A former Minnesota debt collector was sentenced Wednesday to 15 years in federal prison for stealing clients’ money and identities and threatening physical harm. In one case, he allegedly threatened to push a disabled veteran in a wheelchair off a bridge.

Khemall "Kenny" Jokhoo, 36, whose aliases include Kevin Smith, Kevin Day and Mike Lee, ran a one-man collection agency called First Financial Services from 2002 until November 2009.

He was indicted in December 2012 for bank fraud, mail fraud and wire fraud before Wednesday's sentence in U.S. District Court in Minneapolis on 33 counts. Jokhoo, who mostly targeted the elderly, tried to steal more than $700,000 by using identities of more than 60 victims. An administrative law judge previously found that Jokhoo misrepresented himself as a lawyer, harassed debtors over extremely old, uncollectable accounts, made unauthorized withdrawals from debtors’ financial institutions, cashed forged checks and concealed a criminal record on at least seven state license applications since 2005.

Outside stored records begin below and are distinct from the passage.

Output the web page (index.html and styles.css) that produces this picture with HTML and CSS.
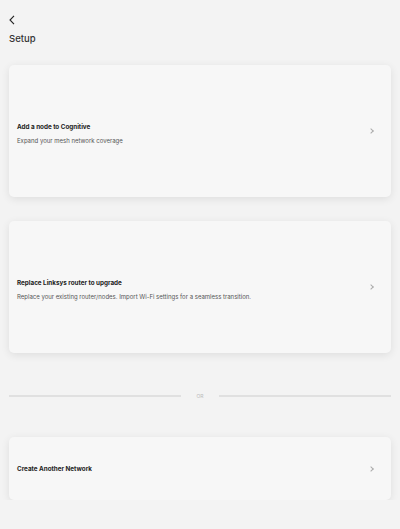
FILE: index.html
```html
<!DOCTYPE html>
<html lang="en">
<head>
    <meta charset="UTF-8">
    <meta name="viewport" content="width=device-width, initial-scale=1.0">
    <title>Setup</title>
    <link rel="stylesheet" href="styles.css">
</head>
<body>

    <div class="header">
        <a href="#" class="back-link">
            <svg width="6" height="10" viewBox="0 0 6 10">
                <path d="M5 0.8 L1 5 L5 9.2" fill="none" stroke="#222" stroke-width="1.1"/>
            </svg>
        </a>
        <h1>Setup</h1>
    </div>

    <div class="option-list">
        <a href="#" class="option-card tall">
            <div class="option-text">
                <h2>Add a node to Cognitive</h2>
                <p>Expand your mesh network coverage</p>
            </div>
            <span class="chevron"></span>
        </a>

        <a href="#" class="option-card tall">
            <div class="option-text">
                <h2>Replace Linksys router to upgrade</h2>
                <p>Replace your existing router/nodes. Import Wi-Fi settings for a seamless transition.</p>
            </div>
            <span class="chevron"></span>
        </a>

        <div class="divider">
            <span class="divider-line"></span>
            <span class="divider-text">OR</span>
            <span class="divider-line"></span>
        </div>

        <a href="#" class="option-card short">
            <div class="option-text">
                <h2>Create Another Network</h2>
            </div>
            <span class="chevron"></span>
        </a>
    </div>

</body>
</html>
```

FILE: styles.css
```css
* {
    margin: 0;
    padding: 0;
    box-sizing: border-box;
    font-family: 'Inter', 'Liberation Sans', Arial, sans-serif;
}

body {
    background: #f3f3f3;
    color: #222;
    padding: 0 9px;
}

.header {
    padding-top: 15px;
}

.back-link {
    display: block;
    width: 6px;
    height: 10px;
}

.back-link svg {
    display: block;
}

.header h1 {
    font-size: 9.5px;
    font-weight: 500;
    color: #333;
    margin-top: 8px;
    line-height: 12px;
}

.option-list {
    margin-top: 20px;
    display: flex;
    flex-direction: column;
}

.option-card {
    display: flex;
    align-items: center;
    justify-content: space-between;
    background: #f7f7f7;
    border-radius: 5px;
    box-shadow: 0 2px 8px rgba(0, 0, 0, 0.09);
    padding: 0 18px 0 8px;
    text-decoration: none;
    color: inherit;
}

.option-card.tall {
    height: 132px;
    margin-bottom: 24px;
    padding-top: 6px;
}

.option-card.tall .chevron {
    margin-bottom: 6px;
}

.option-card.short {
    height: 63px;
    padding-top: 1px;
}

.option-text h2 {
    font-size: 6.3px;
    font-weight: 700;
    color: #222;
    line-height: 8px;
}

.option-text p {
    font-size: 6px;
    color: #555;
    margin-top: 6px;
    line-height: 8px;
}

.chevron {
    width: 4px;
    height: 4px;
    border-top: 1px solid #aaa;
    border-right: 1px solid #aaa;
    transform: rotate(45deg);
}

.divider {
    display: flex;
    align-items: center;
    gap: 10px;
    margin-top: 16px;
    margin-bottom: 38px;
}

.divider-line {
    flex: 1;
    height: 2px;
    background: #e0e0e0;
}

.divider-text {
    font-size: 5px;
    color: #bbb;
    width: 18px;
    text-align: center;
}
```
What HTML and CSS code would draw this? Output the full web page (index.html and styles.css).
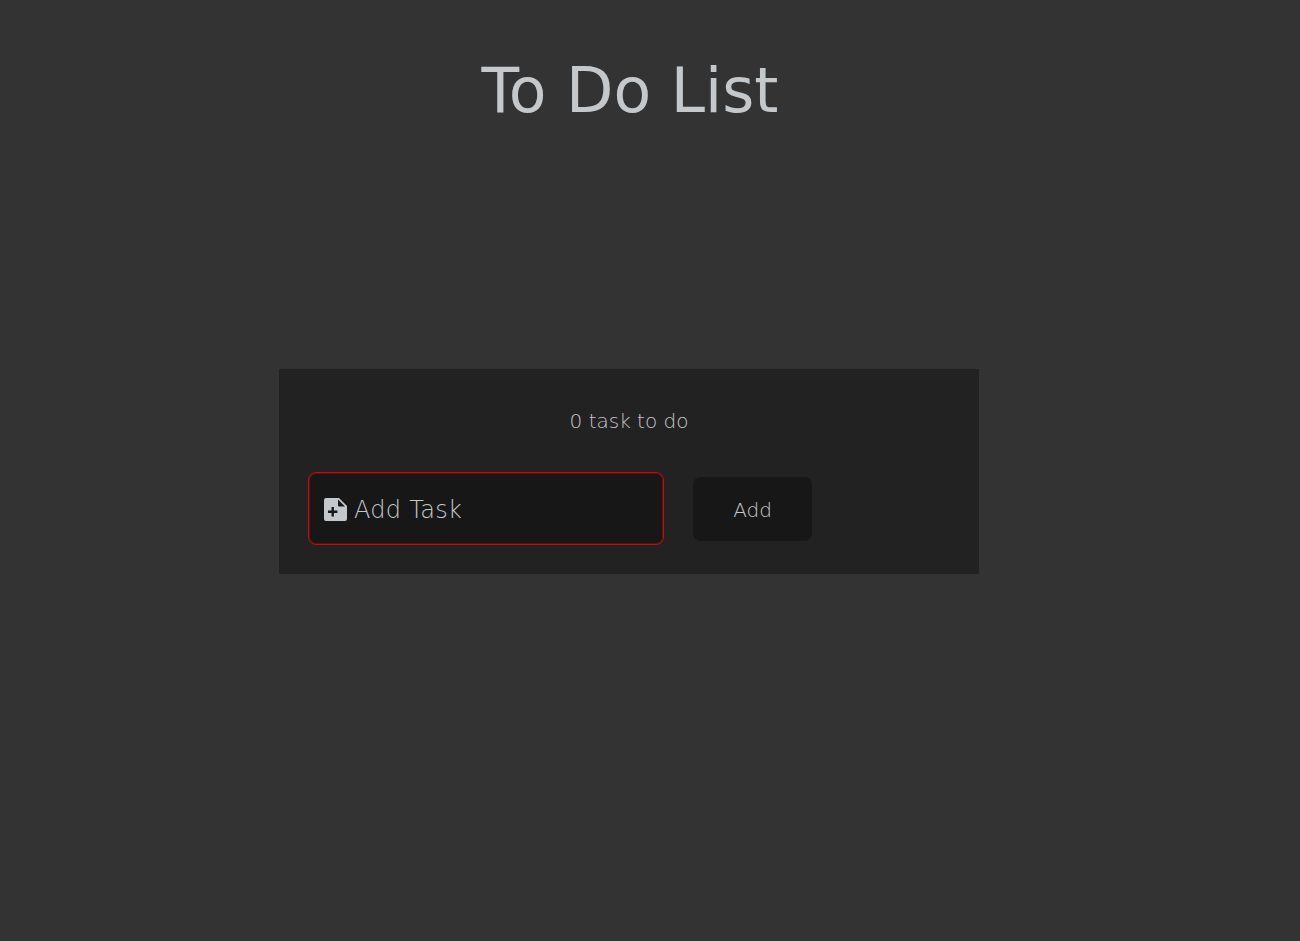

U.S. District Judge David Doty said after 175 months in federal prison, Jokhoo will have five years of supervised release. Doty ordered Jokhoo to pay more than $257,000 in restitution, according to a spokesman for federal prosecutors.

Jokhoo was stripped of his collection and real estate licenses by the Department of Commerce, and fined $100,000 in May 2011 for violating the Fair Debt Collection Practices Act.

Allegations about Jokhoo's aggressive collection tactics originally surfaced in October 2007 when Eugene R. Myers of Janesville, Wis., sued him and his employer in federal court.

Myers said that Jokhoo had threatened to embarrass him by having him arrested and by serving him with court papers at the church where he worked. The defendants denied wrongdoing and quickly settled the case.

The complaints continued. Edwin Galestian of La Crescenta, Calif., said he reported Jokhoo to the police for unrelenting harassment. He said Jokhoo worked through a credit bureau to change Galestian's mailing address to Minnesota, though he's never been in the state.

A judge hearing Jokhoo's licensing case found that Jokhoo or someone working with him had tricked Galestian's bank into sending him a $40,000 check, that Galestian's signature had been forged and the check deposited in an account under Jokhoo's control. The signature on the check bore a strong resemblance to Jokhoo's writing, the judge noted.